§ Work required: Your task is to retype each line of the data below exactly.

------ Data provided ------

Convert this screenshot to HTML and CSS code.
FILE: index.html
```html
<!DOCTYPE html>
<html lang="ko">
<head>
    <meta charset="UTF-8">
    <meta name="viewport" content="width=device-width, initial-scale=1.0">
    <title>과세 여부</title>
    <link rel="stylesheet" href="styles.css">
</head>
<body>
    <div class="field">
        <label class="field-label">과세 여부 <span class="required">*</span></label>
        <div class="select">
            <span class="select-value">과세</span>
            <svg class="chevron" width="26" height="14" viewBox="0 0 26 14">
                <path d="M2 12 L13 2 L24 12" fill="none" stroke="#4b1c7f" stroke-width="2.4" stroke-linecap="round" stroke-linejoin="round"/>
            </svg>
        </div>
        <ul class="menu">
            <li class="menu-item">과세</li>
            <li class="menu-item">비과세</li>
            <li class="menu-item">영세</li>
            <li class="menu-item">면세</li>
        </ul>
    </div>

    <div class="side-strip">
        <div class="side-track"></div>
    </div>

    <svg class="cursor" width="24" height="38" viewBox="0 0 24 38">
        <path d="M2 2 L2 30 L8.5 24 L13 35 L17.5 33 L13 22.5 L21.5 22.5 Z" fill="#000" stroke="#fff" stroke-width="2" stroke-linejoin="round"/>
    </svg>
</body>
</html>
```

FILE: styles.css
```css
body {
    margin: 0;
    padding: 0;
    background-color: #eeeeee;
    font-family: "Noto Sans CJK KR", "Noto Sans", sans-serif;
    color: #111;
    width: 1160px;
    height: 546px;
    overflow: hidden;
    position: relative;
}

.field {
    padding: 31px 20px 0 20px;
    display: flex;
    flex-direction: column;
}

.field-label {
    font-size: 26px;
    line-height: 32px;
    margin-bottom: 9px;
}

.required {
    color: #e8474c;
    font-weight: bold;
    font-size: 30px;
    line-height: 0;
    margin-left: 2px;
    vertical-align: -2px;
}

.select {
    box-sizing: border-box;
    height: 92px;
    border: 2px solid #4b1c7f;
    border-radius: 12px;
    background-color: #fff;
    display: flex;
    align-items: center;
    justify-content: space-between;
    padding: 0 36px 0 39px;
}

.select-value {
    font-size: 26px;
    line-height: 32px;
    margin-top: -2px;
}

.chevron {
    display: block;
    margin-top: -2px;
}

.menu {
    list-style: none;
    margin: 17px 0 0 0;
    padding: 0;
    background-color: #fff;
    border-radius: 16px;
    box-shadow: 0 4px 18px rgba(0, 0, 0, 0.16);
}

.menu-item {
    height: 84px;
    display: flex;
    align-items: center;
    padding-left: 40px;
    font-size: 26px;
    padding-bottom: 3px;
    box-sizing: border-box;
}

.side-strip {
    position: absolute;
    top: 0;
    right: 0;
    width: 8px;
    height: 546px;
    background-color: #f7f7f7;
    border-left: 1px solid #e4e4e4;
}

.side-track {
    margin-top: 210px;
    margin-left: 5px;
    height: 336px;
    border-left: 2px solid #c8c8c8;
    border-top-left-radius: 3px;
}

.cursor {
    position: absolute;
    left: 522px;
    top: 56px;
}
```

------

§ Response below:
Convert this screenshot to HTML and CSS code.
FILE: index.html
```html
<!DOCTYPE html>
<html lang="ko">
<head>
    <meta charset="UTF-8">
    <meta name="viewport" content="width=device-width, initial-scale=1.0">
    <title>과세 여부</title>
    <link rel="stylesheet" href="styles.css">
</head>
<body>
    <div class="field">
        <label class="field-label">과세 여부 <span class="required">*</span></label>
        <div class="select">
            <span class="select-value">과세</span>
            <svg class="chevron" width="26" height="14" viewBox="0 0 26 14">
                <path d="M2 12 L13 2 L24 12" fill="none" stroke="#4b1c7f" stroke-width="2.4" stroke-linecap="round" stroke-linejoin="round"/>
            </svg>
        </div>
        <ul class="menu">
            <li class="menu-item">과세</li>
            <li class="menu-item">비과세</li>
            <li class="menu-item">영세</li>
            <li class="menu-item">면세</li>
        </ul>
    </div>

    <div class="side-strip">
        <div class="side-track"></div>
    </div>

    <svg class="cursor" width="24" height="38" viewBox="0 0 24 38">
        <path d="M2 2 L2 30 L8.5 24 L13 35 L17.5 33 L13 22.5 L21.5 22.5 Z" fill="#000" stroke="#fff" stroke-width="2" stroke-linejoin="round"/>
    </svg>
</body>
</html>
```

FILE: styles.css
```css
body {
    margin: 0;
    padding: 0;
    background-color: #eeeeee;
    font-family: "Noto Sans CJK KR", "Noto Sans", sans-serif;
    color: #111;
    width: 1160px;
    height: 546px;
    overflow: hidden;
    position: relative;
}

.field {
    padding: 31px 20px 0 20px;
    display: flex;
    flex-direction: column;
}

.field-label {
    font-size: 26px;
    line-height: 32px;
    margin-bottom: 9px;
}

.required {
    color: #e8474c;
    font-weight: bold;
    font-size: 30px;
    line-height: 0;
    margin-left: 2px;
    vertical-align: -2px;
}

.select {
    box-sizing: border-box;
    height: 92px;
    border: 2px solid #4b1c7f;
    border-radius: 12px;
    background-color: #fff;
    display: flex;
    align-items: center;
    justify-content: space-between;
    padding: 0 36px 0 39px;
}

.select-value {
    font-size: 26px;
    line-height: 32px;
    margin-top: -2px;
}

.chevron {
    display: block;
    margin-top: -2px;
}

.menu {
    list-style: none;
    margin: 17px 0 0 0;
    padding: 0;
    background-color: #fff;
    border-radius: 16px;
    box-shadow: 0 4px 18px rgba(0, 0, 0, 0.16);
}

.menu-item {
    height: 84px;
    display: flex;
    align-items: center;
    padding-left: 40px;
    font-size: 26px;
    padding-bottom: 3px;
    box-sizing: border-box;
}

.side-strip {
    position: absolute;
    top: 0;
    right: 0;
    width: 8px;
    height: 546px;
    background-color: #f7f7f7;
    border-left: 1px solid #e4e4e4;
}

.side-track {
    margin-top: 210px;
    margin-left: 5px;
    height: 336px;
    border-left: 2px solid #c8c8c8;
    border-top-left-radius: 3px;
}

.cursor {
    position: absolute;
    left: 522px;
    top: 56px;
}
```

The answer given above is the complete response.